Titik Longsor dan Kondisi Jalan
Mahasiswa UNP tersebut menyebutkan ada sekitar lima titik longsor yang paling parah sepanjang perjalanan. Beberapa di antaranya berada di Kelok Delapan, tikungan Kampung Pisang, dan dekat Pesantren di Matur. Di titik-titik ini, tanah longsor menumpuk cukup tinggi sehingga kendaraan hanya bisa melintas satu per satu. Masyarakat setempat pun terlibat dalam gotong royong untuk membersihkan sisa material longsor, namun upaya ini masih berjalan terbatas dan belum mendapatkan perhatian media secara luas.
Gangguan Jaringan dan Kendala Komunikasi
Selain kerusakan jalan, perjalanan juga terganggu oleh masalah jaringan telekomunikasi. Putri menuturkan bahwa sinyal seluler tidak stabil di beberapa titik sepanjang perjalanan, sehingga komunikasi dengan pihak luar menjadi sulit. Hal ini menambah kekhawatiran bagi penumpang yang membutuhkan informasi terkini mengenai kondisi jalan maupun keselamatan perjalanan. Kendala ini menuntut penumpang untuk lebih bersabar dan mengandalkan sopir sebagai sumber informasi utama.
Dampak Kenaikan Tarif dan Waktu Tempuh
Selain risiko jalan yang berbahaya, kenaikan tarif travel juga menjadi keluhan banyak penumpang. Putri menyampaikan bahwa perjalanan yang biasanya di tempuh dalam waktu sekitar dua jam kini bisa mencapai lima jam. Tarif yang semula Rp60.000 naik menjadi Rp120.000, menimbulkan beban tambahan bagi penumpang, terutama mahasiswa dengan anggaran terbatas. Meski begitu, masyarakat tetap memilih menggunakan travel karena merupakan satu-satunya moda transportasi yang aman dan masih beroperasi.

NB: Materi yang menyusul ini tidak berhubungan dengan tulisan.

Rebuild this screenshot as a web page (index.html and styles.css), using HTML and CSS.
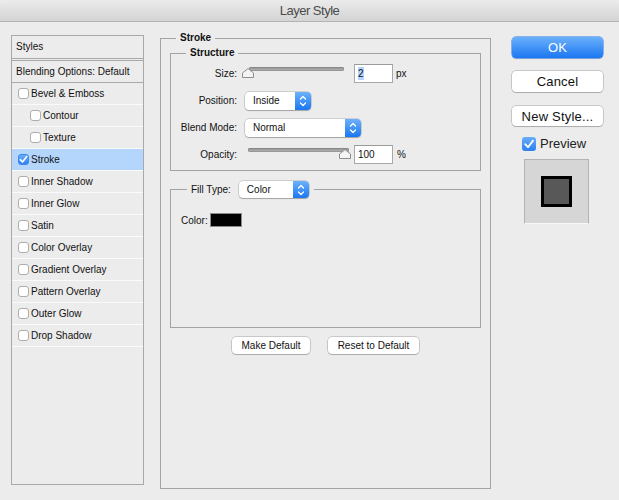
FILE: index.html
```html
<!DOCTYPE html>
<html>
<head>
<meta charset="utf-8">
<title>Layer Style</title>
<link rel="stylesheet" href="styles.css">
</head>
<body>
<div class="window">
  <div class="titlebar">Layer Style</div>
  <div class="content">
    <div class="sidebar">
      <div class="side-head">Styles</div>
      <div class="side-blend">Blending Options: Default</div>
      <div class="side-row"><span class="cb"></span>Bevel &amp; Emboss</div>
      <div class="side-row sub"><span class="cb"></span>Contour</div>
      <div class="side-row sub"><span class="cb"></span>Texture</div>
      <div class="side-row selected"><span class="cb checked"><svg viewBox="0 0 11 11" width="11" height="11"><path d="M2.3 5.6 L4.5 8 L8.8 2.6" fill="none" stroke="#fff" stroke-width="1.6" stroke-linecap="round" stroke-linejoin="round"/></svg></span>Stroke</div>
      <div class="side-row"><span class="cb"></span>Inner Shadow</div>
      <div class="side-row"><span class="cb"></span>Inner Glow</div>
      <div class="side-row"><span class="cb"></span>Satin</div>
      <div class="side-row"><span class="cb"></span>Color Overlay</div>
      <div class="side-row"><span class="cb"></span>Gradient Overlay</div>
      <div class="side-row"><span class="cb"></span>Pattern Overlay</div>
      <div class="side-row"><span class="cb"></span>Outer Glow</div>
      <div class="side-row"><span class="cb"></span>Drop Shadow</div>
    </div>

    <fieldset class="group outer">
      <legend class="legend-bold">Stroke</legend>
      <fieldset class="group structure">
        <legend class="legend-bold">Structure</legend>
        <div class="row">
          <span class="label">Size:</span>
          <div class="slider size-slider">
            <div class="track"></div>
            <svg class="thumb" viewBox="0 0 12 10" width="12" height="10"><path d="M0.5 9.5 V5 L6 0.6 L11.5 5 V9.5 Z" fill="#f4f4f4" stroke="#8c8c8c" stroke-width="1"/></svg>
          </div>
          <div class="numbox size-box"><span class="sel">2</span></div>
          <span class="unit">px</span>
        </div>
        <div class="row">
          <span class="label">Position:</span>
          <div class="dropdown pos-dd">
            <span class="dd-text">Inside</span>
            <span class="stepper"><svg viewBox="0 0 16 18" width="16" height="18"><path d="M5.5 7 L8 4.5 L10.5 7 M5.5 11 L8 13.5 L10.5 11" fill="none" stroke="#fff" stroke-width="1.3" stroke-linecap="round" stroke-linejoin="round"/></svg></span>
          </div>
        </div>
        <div class="row">
          <span class="label">Blend Mode:</span>
          <div class="dropdown blend-dd">
            <span class="dd-text">Normal</span>
            <span class="stepper"><svg viewBox="0 0 16 18" width="16" height="18"><path d="M5.5 7 L8 4.5 L10.5 7 M5.5 11 L8 13.5 L10.5 11" fill="none" stroke="#fff" stroke-width="1.3" stroke-linecap="round" stroke-linejoin="round"/></svg></span>
          </div>
        </div>
        <div class="row">
          <span class="label">Opacity:</span>
          <div class="slider opacity-slider">
            <div class="track"></div>
            <svg class="thumb" viewBox="0 0 12 10" width="12" height="10"><path d="M0.5 9.5 V5 L6 0.6 L11.5 5 V9.5 Z" fill="#f4f4f4" stroke="#8c8c8c" stroke-width="1"/></svg>
          </div>
          <div class="numbox opacity-box">100</div>
          <span class="unit pct">%</span>
        </div>
      </fieldset>

      <fieldset class="group fill">
        <legend class="fill-legend">
          <span class="fill-label">Fill Type:</span>
          <div class="dropdown fill-dd">
            <span class="dd-text">Color</span>
            <span class="stepper"><svg viewBox="0 0 16 18" width="16" height="18"><path d="M5.5 7 L8 4.5 L10.5 7 M5.5 11 L8 13.5 L10.5 11" fill="none" stroke="#fff" stroke-width="1.3" stroke-linecap="round" stroke-linejoin="round"/></svg></span>
          </div>
        </legend>
        <div class="fill-body">
          <div class="color-row"><span>Color:</span><span class="swatch"></span></div>
        </div>
      </fieldset>

      <div class="defaults">
        <button class="btn small">Make Default</button>
        <button class="btn small">Reset to Default</button>
      </div>
    </fieldset>

    <div class="actions">
      <button class="btn big primary">OK</button>
      <button class="btn big cancel">Cancel</button>
      <button class="btn big newstyle">New Style...</button>
      <div class="preview-check">
        <span class="pcb"><svg viewBox="0 0 14 14" width="14" height="14"><path d="M3.2 7.2 L6 10.2 L11 3.6" fill="none" stroke="#fff" stroke-width="1.8" stroke-linecap="round" stroke-linejoin="round"/></svg></span>
        <span>Preview</span>
      </div>
      <div class="preview-box"><div class="preview-square"></div></div>
    </div>
  </div>
</div>
</body>
</html>
```

FILE: styles.css
```css
* { box-sizing: border-box; }

html, body {
  margin: 0;
  padding: 0;
  background: #ececec;
}

body {
  font-family: "Liberation Sans", Arial, sans-serif;
  font-size: 10px;
  color: #111;
}

.window {
  width: 619px;
  height: 500px;
  overflow: hidden;
  background: #ececec;
}

.titlebar {
  height: 22px;
  line-height: 21px;
  text-align: center;
  font-size: 13px;
  letter-spacing: -0.5px;
  color: #4b4b4b;
  background: linear-gradient(#ebebeb, #d4d4d4);
  border-bottom: 1px solid #b3b3b3;
  border-radius: 5px 5px 0 0;
}

.content {
  display: flex;
  align-items: flex-start;
  padding-left: 11px;
}

/* ---------- sidebar ---------- */
.sidebar {
  margin-top: 13px;
  width: 133px;
  height: 450px;
  border: 1px solid #a9a9a9;
  background: #ececec;
}

.side-head {
  height: 25px;
  line-height: 21px;
  padding-left: 4px;
  border-bottom: 3px double #a9a9a9;
}

.side-blend {
  height: 22px;
  line-height: 21px;
  padding-left: 4px;
  border-bottom: 1px solid #a9a9a9;
}

.side-row {
  height: 22px;
  display: flex;
  align-items: center;
  padding-left: 6px;
  border-bottom: 1px solid #fafafa;
}

.side-row.sub { padding-left: 18px; }

.side-row.selected { background: #b4d6fd; }

.cb {
  width: 11px;
  height: 11px;
  margin-right: 2px;
  border: 1px solid #adadad;
  border-radius: 3px;
  background: #fff;
  flex: none;
  display: flex;
}

.cb.checked {
  border-color: #3b86ef;
  background: linear-gradient(#69aef9, #2f81f2);
}

.cb svg { margin: -1px; }

/* ---------- groups ---------- */
.group {
  margin: 0;
  border: 1px solid #a3a3a3;
  min-width: 0;
}

.legend-bold {
  font-weight: bold;
  line-height: 12px;
  padding: 0 4px;
}

.outer {
  margin-left: 16px;
  margin-top: 10px;
  width: 331px;
  height: 457px;
  padding: 3px 9px 0 9px;
}

.outer > .legend-bold { margin-left: 6px; }

.structure {
  padding: 5px 0 6px 0;
}

.structure > .legend-bold { margin-left: 15px; }

.row {
  display: flex;
  align-items: center;
  height: 19px;
  margin-bottom: 8px;
}

.row:last-child { margin-bottom: 0; }

.label {
  width: 66px;
  text-align: right;
  flex: none;
}

/* slider */
.slider {
  position: relative;
  height: 19px;
  flex: none;
}

.slider .track {
  position: absolute;
  top: 3px;
  height: 4px;
  border-radius: 2px;
  background: linear-gradient(#8d8d8d, #b9b9b9);
  box-shadow: inset 0 0 0 0.5px #7f7f7f;
}

.slider .thumb {
  position: absolute;
  top: 4px;
}

.size-slider { width: 102px; margin-left: 5px; }
.size-slider .track { left: 7px; right: 0; }
.size-slider .thumb { left: 0; }

.opacity-slider { width: 103px; margin-left: 11px; }
.opacity-slider .track { left: 0; right: 2px; }
.opacity-slider .thumb { right: 0; }

.numbox {
  width: 39px;
  height: 19px;
  background: #fff;
  border: 1px solid #a8a8a8;
  border-top-color: #9a9a9a;
  padding-left: 3px;
  line-height: 17px;
  font-size: 10px;
  flex: none;
}

.size-box { margin-left: 10px; }
.opacity-box { margin-left: 3px; }

.sel {
  background: #b3d5fe;
  padding: 1px 0;
}

.unit { margin-left: 3px; }
.unit.pct { margin-left: 4px; }

/* dropdown */
.dropdown {
  display: flex;
  align-items: center;
  height: 18px;
  background: #fff;
  border-radius: 4px;
  box-shadow: 0 0 0 0.5px rgba(0,0,0,0.25), 0 1px 1px rgba(0,0,0,0.2);
  flex: none;
  overflow: hidden;
}

.dd-text {
  flex: 1;
  padding-left: 8px;
  font-size: 10px;
}

.stepper {
  width: 16px;
  height: 18px;
  background: linear-gradient(#6cb2fb, #1b76f2);
  display: flex;
}

.pos-dd { width: 66px; margin-left: 8px; }
.blend-dd { width: 116px; margin-left: 8px; }

/* fill */
.fill {
  margin-top: 9px;
  padding: 0;
}

.fill-legend {
  display: flex;
  align-items: center;
  height: 18px;
  margin-left: 16px;
  padding: 0 5px 0 4px;
}

.fill-label { margin-right: 8px; }

.fill-dd { width: 70px; height: 17px; }
.fill-dd .stepper { height: 17px; }

.fill-body {
  height: 129px;
  padding: 15px 0 0 10px;
}

.color-row {
  display: flex;
  align-items: center;
}

.swatch {
  width: 32px;
  height: 14px;
  margin-left: 2px;
  background: #000;
  border: 1px solid #8a8a8a;
}

/* buttons */
.btn {
  font-family: "Liberation Sans", Arial, sans-serif;
  background: #fff;
  border: none;
  border-radius: 4px;
  box-shadow: 0 0 0 0.5px rgba(0,0,0,0.3), 0 1px 1px rgba(0,0,0,0.15);
  color: #111;
  padding: 0;
  margin: 0;
}

.defaults {
  display: flex;
  justify-content: center;
  gap: 18px;
  margin-top: 9px;
}

.btn.small {
  height: 17px;
  font-size: 10px;
  line-height: 17px;
}

.defaults .btn:first-child { width: 78px; }
.defaults .btn:last-child { width: 91px; }

.actions {
  display: flex;
  flex-direction: column;
  margin-left: 21px;
  margin-top: 15px;
}

.btn.big {
  width: 91px;
  height: 21px;
  font-size: 13px;
  letter-spacing: 0.2px;
}

.btn.primary {
  color: #fff;
  background: linear-gradient(#6ab0fb, #1c77f3);
  box-shadow: 0 0 0 0.5px #2a78e0, 0 1px 1px rgba(0,0,0,0.15);
}

.btn.cancel { margin-top: 13px; }

.btn.newstyle { margin-top: 14px; height: 20px; }

.preview-check {
  display: flex;
  align-items: center;
  margin-top: 10px;
  margin-left: 10px;
  font-size: 13px;
  color: #222;
  height: 15px;
}

.pcb {
  width: 14px;
  height: 14px;
  border-radius: 3px;
  background: linear-gradient(#69aef9, #2b7ff2);
  margin-right: 4px;
  display: flex;
}

.preview-box {
  margin-top: 8px;
  margin-left: 12px;
  width: 65px;
  height: 65px;
  background: #d6d6d6;
  border: 1px solid #b3b3b3;
  border-bottom-color: #f8f8f8;
  display: flex;
  align-items: center;
  justify-content: center;
}

.preview-square {
  width: 31px;
  height: 31px;
  border: 3px solid #000;
  background: #585858;
}
```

Kesepakatan Penumpang dalam Memilih Jalur
Mahasiswa Universitas Andalas (UNAND), Raisya, menambahkan bahwa komunikasi antara sopir dan penumpang berjalan baik dalam menentukan jalur perjalanan. Tersedia dua opsi, yaitu via Solok atau Maninjau, dan penumpang sepakat memilih jalur Maninjau. Pertimbangan utamanya adalah jalur via Solok di perkirakan akan mengalami kemacetan panjang, sehingga memilih Maninjau di anggap lebih aman dan lebih cepat. Keputusan ini menunjukkan pentingnya koordinasi antara sopir dan penumpang dalam menghadapi kondisi darurat pasca bencana.